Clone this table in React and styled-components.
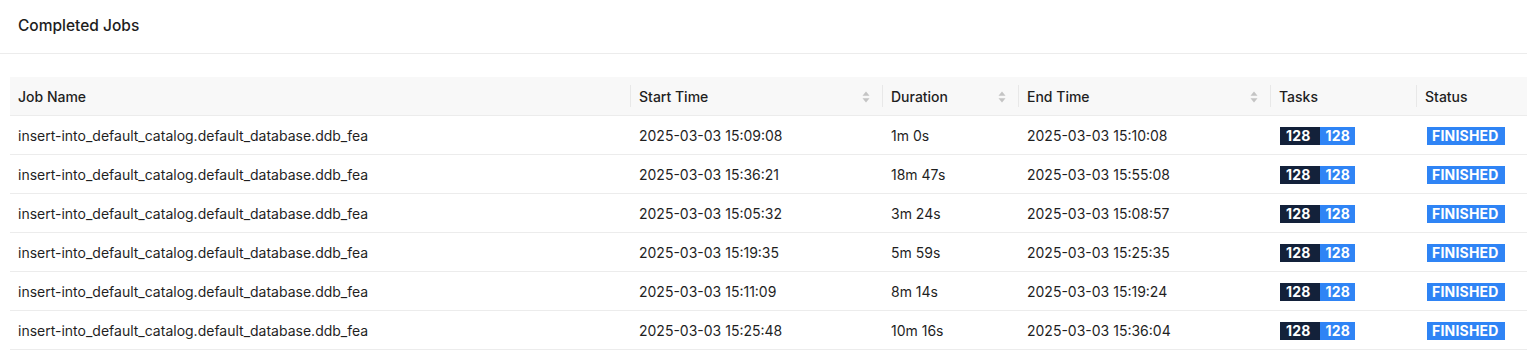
import React from "react";
import styled, { createGlobalStyle } from "styled-components";

const Global = createGlobalStyle`
  html, body { margin: 0; padding: 0; background: #fff; }
  body { font-family: Inter, "Noto Sans", sans-serif; color: #1f1f1f; }
`;

const Card = styled.section`
  display: flex;
  flex-direction: column;
`;

const CardHeader = styled.header`
  height: 54px;
  box-sizing: border-box;
  display: flex;
  align-items: center;
  padding: 0 18px 2px;
  border-bottom: 1px solid #ececec;
  font-size: 15.5px;
  font-weight: 500;
  color: #1d1d1d;
`;

const CardBody = styled.div`
  padding: 23px 0 0 10px;
`;

const Table = styled.table`
  width: 100%;
  border-collapse: separate;
  border-spacing: 0;
  table-layout: fixed;
  font-size: 14px;
`;

const Th = styled.th`
  position: relative;
  height: 39px;
  box-sizing: border-box;
  padding: 1px 8px 0 ${(p) => (p.$first ? 8 : 9)}px;
  text-align: left;
  font-weight: 500;
  color: #1f1f1f;
  background: #f8f8f8;
  border-bottom: 1px solid #ececec;
  &::before {
    content: "";
    display: ${(p) => (p.$first ? "none" : "block")};
    position: absolute;
    left: 0;
    top: 50%;
    transform: translateY(-50%);
    width: 1px;
    height: 22px;
    background: #e8e8e8;
  }
`;

const ThInner = styled.div`
  display: flex;
  align-items: center;
  justify-content: space-between;
`;

const SortIcon = styled.svg`
  width: 8px;
  height: 12px;
  margin-right: 4px;
  flex: none;
`;

const Td = styled.td`
  height: 39px;
  box-sizing: border-box;
  padding: 1px 8px 0 ${(p) => (p.$first ? 8 : 9)}px;
  border-bottom: 1px solid #ececec;
  color: #1f1f1f;
  white-space: nowrap;
  overflow: hidden;
`;

const Badge = styled.span`
  display: inline-flex;
  align-items: center;
  justify-content: center;
  height: 18px;
  padding: 0 ${(p) => p.$pr ?? 6}px 0 ${(p) => p.$pl ?? 6}px;
  background: ${(p) => p.$bg};
  color: #fff;
  font-weight: 700;
  font-size: 14px;
  letter-spacing: 0.2px;
  vertical-align: middle;
`;

const BadgeGroup = styled.span`
  display: inline-flex;
  margin-left: ${(p) => p.$ml ?? 2}px;
`;

const Sorter = () => (
  <SortIcon viewBox="0 0 8 12">
    <path d="M4 0.5 L7.5 4.8 H0.5 Z" fill="#c4c4c4" />
    <path d="M4 11.5 L7.5 7.2 H0.5 Z" fill="#c4c4c4" />
  </SortIcon>
);

const columns = [
  { title: "Job Name", width: 620 },
  { title: "Start Time", width: 252, sort: true },
  { title: "Duration", width: 136, sort: true },
  { title: "End Time", width: 252, sort: true },
  { title: "Tasks", width: 146 },
  { title: "Status" },
];

const rows = [
  ["2025-03-03 15:09:08", "1m 0s", "2025-03-03 15:10:08"],
  ["2025-03-03 15:36:21", "18m 47s", "2025-03-03 15:55:08"],
  ["2025-03-03 15:05:32", "3m 24s", "2025-03-03 15:08:57"],
  ["2025-03-03 15:19:35", "5m 59s", "2025-03-03 15:25:35"],
  ["2025-03-03 15:11:09", "8m 14s", "2025-03-03 15:19:24"],
  ["2025-03-03 15:25:48", "10m 16s", "2025-03-03 15:36:04"],
];

export default function App() {
  return (
    <>
      <Global />
      <Card>
        <CardHeader>Completed Jobs</CardHeader>
        <CardBody>
          <Table>
            <colgroup>
              {columns.map((c) => (
                <col key={c.title} style={c.width ? { width: c.width } : undefined} />
              ))}
            </colgroup>
            <thead>
              <tr>
                {columns.map((c, i) => (
                  <Th key={c.title} $first={i === 0}>
                    <ThInner>
                      <span>{c.title}</span>
                      {c.sort && <Sorter />}
                    </ThInner>
                  </Th>
                ))}
              </tr>
            </thead>
            <tbody>
              {rows.map((r, i) => (
                <tr key={i}>
                  <Td $first>insert-into_default_catalog.default_database.ddb_fea</Td>
                  <Td>{r[0]}</Td>
                  <Td>{r[1]}</Td>
                  <Td>{r[2]}</Td>
                  <Td>
                    <BadgeGroup $ml={1}>
                      <Badge $bg="#13213a" $pl={6} $pr={9}>128</Badge>
                      <Badge $bg="#2f84f5" $pl={6} $pr={5}>128</Badge>
                    </BadgeGroup>
                  </Td>
                  <Td>
                    <BadgeGroup $ml={2}>
                      <Badge $bg="#2f84f5" $pl={5} $pr={6}>FINISHED</Badge>
                    </BadgeGroup>
                  </Td>
                </tr>
              ))}
            </tbody>
          </Table>
        </CardBody>
      </Card>
    </>
  );
}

━━━━

Reproduce the material in full, word for word, and omit the pictures.

Clone this table in React and styled-components.
import React from "react";
import styled, { createGlobalStyle } from "styled-components";

const Global = createGlobalStyle`
  html, body { margin: 0; padding: 0; background: #fff; }
  body { font-family: Inter, "Noto Sans", sans-serif; color: #1f1f1f; }
`;

const Card = styled.section`
  display: flex;
  flex-direction: column;
`;

const CardHeader = styled.header`
  height: 54px;
  box-sizing: border-box;
  display: flex;
  align-items: center;
  padding: 0 18px 2px;
  border-bottom: 1px solid #ececec;
  font-size: 15.5px;
  font-weight: 500;
  color: #1d1d1d;
`;

const CardBody = styled.div`
  padding: 23px 0 0 10px;
`;

const Table = styled.table`
  width: 100%;
  border-collapse: separate;
  border-spacing: 0;
  table-layout: fixed;
  font-size: 14px;
`;

const Th = styled.th`
  position: relative;
  height: 39px;
  box-sizing: border-box;
  padding: 1px 8px 0 ${(p) => (p.$first ? 8 : 9)}px;
  text-align: left;
  font-weight: 500;
  color: #1f1f1f;
  background: #f8f8f8;
  border-bottom: 1px solid #ececec;
  &::before {
    content: "";
    display: ${(p) => (p.$first ? "none" : "block")};
    position: absolute;
    left: 0;
    top: 50%;
    transform: translateY(-50%);
    width: 1px;
    height: 22px;
    background: #e8e8e8;
  }
`;

const ThInner = styled.div`
  display: flex;
  align-items: center;
  justify-content: space-between;
`;

const SortIcon = styled.svg`
  width: 8px;
  height: 12px;
  margin-right: 4px;
  flex: none;
`;

const Td = styled.td`
  height: 39px;
  box-sizing: border-box;
  padding: 1px 8px 0 ${(p) => (p.$first ? 8 : 9)}px;
  border-bottom: 1px solid #ececec;
  color: #1f1f1f;
  white-space: nowrap;
  overflow: hidden;
`;

const Badge = styled.span`
  display: inline-flex;
  align-items: center;
  justify-content: center;
  height: 18px;
  padding: 0 ${(p) => p.$pr ?? 6}px 0 ${(p) => p.$pl ?? 6}px;
  background: ${(p) => p.$bg};
  color: #fff;
  font-weight: 700;
  font-size: 14px;
  letter-spacing: 0.2px;
  vertical-align: middle;
`;

const BadgeGroup = styled.span`
  display: inline-flex;
  margin-left: ${(p) => p.$ml ?? 2}px;
`;

const Sorter = () => (
  <SortIcon viewBox="0 0 8 12">
    <path d="M4 0.5 L7.5 4.8 H0.5 Z" fill="#c4c4c4" />
    <path d="M4 11.5 L7.5 7.2 H0.5 Z" fill="#c4c4c4" />
  </SortIcon>
);

const columns = [
  { title: "Job Name", width: 620 },
  { title: "Start Time", width: 252, sort: true },
  { title: "Duration", width: 136, sort: true },
  { title: "End Time", width: 252, sort: true },
  { title: "Tasks", width: 146 },
  { title: "Status" },
];

const rows = [
  ["2025-03-03 15:09:08", "1m 0s", "2025-03-03 15:10:08"],
  ["2025-03-03 15:36:21", "18m 47s", "2025-03-03 15:55:08"],
  ["2025-03-03 15:05:32", "3m 24s", "2025-03-03 15:08:57"],
  ["2025-03-03 15:19:35", "5m 59s", "2025-03-03 15:25:35"],
  ["2025-03-03 15:11:09", "8m 14s", "2025-03-03 15:19:24"],
  ["2025-03-03 15:25:48", "10m 16s", "2025-03-03 15:36:04"],
];

export default function App() {
  return (
    <>
      <Global />
      <Card>
        <CardHeader>Completed Jobs</CardHeader>
        <CardBody>
          <Table>
            <colgroup>
              {columns.map((c) => (
                <col key={c.title} style={c.width ? { width: c.width } : undefined} />
              ))}
            </colgroup>
            <thead>
              <tr>
                {columns.map((c, i) => (
                  <Th key={c.title} $first={i === 0}>
                    <ThInner>
                      <span>{c.title}</span>
                      {c.sort && <Sorter />}
                    </ThInner>
                  </Th>
                ))}
              </tr>
            </thead>
            <tbody>
              {rows.map((r, i) => (
                <tr key={i}>
                  <Td $first>insert-into_default_catalog.default_database.ddb_fea</Td>
                  <Td>{r[0]}</Td>
                  <Td>{r[1]}</Td>
                  <Td>{r[2]}</Td>
                  <Td>
                    <BadgeGroup $ml={1}>
                      <Badge $bg="#13213a" $pl={6} $pr={9}>128</Badge>
                      <Badge $bg="#2f84f5" $pl={6} $pr={5}>128</Badge>
                    </BadgeGroup>
                  </Td>
                  <Td>
                    <BadgeGroup $ml={2}>
                      <Badge $bg="#2f84f5" $pl={5} $pr={6}>FINISHED</Badge>
                    </BadgeGroup>
                  </Td>
                </tr>
              ))}
            </tbody>
          </Table>
        </CardBody>
      </Card>
    </>
  );
}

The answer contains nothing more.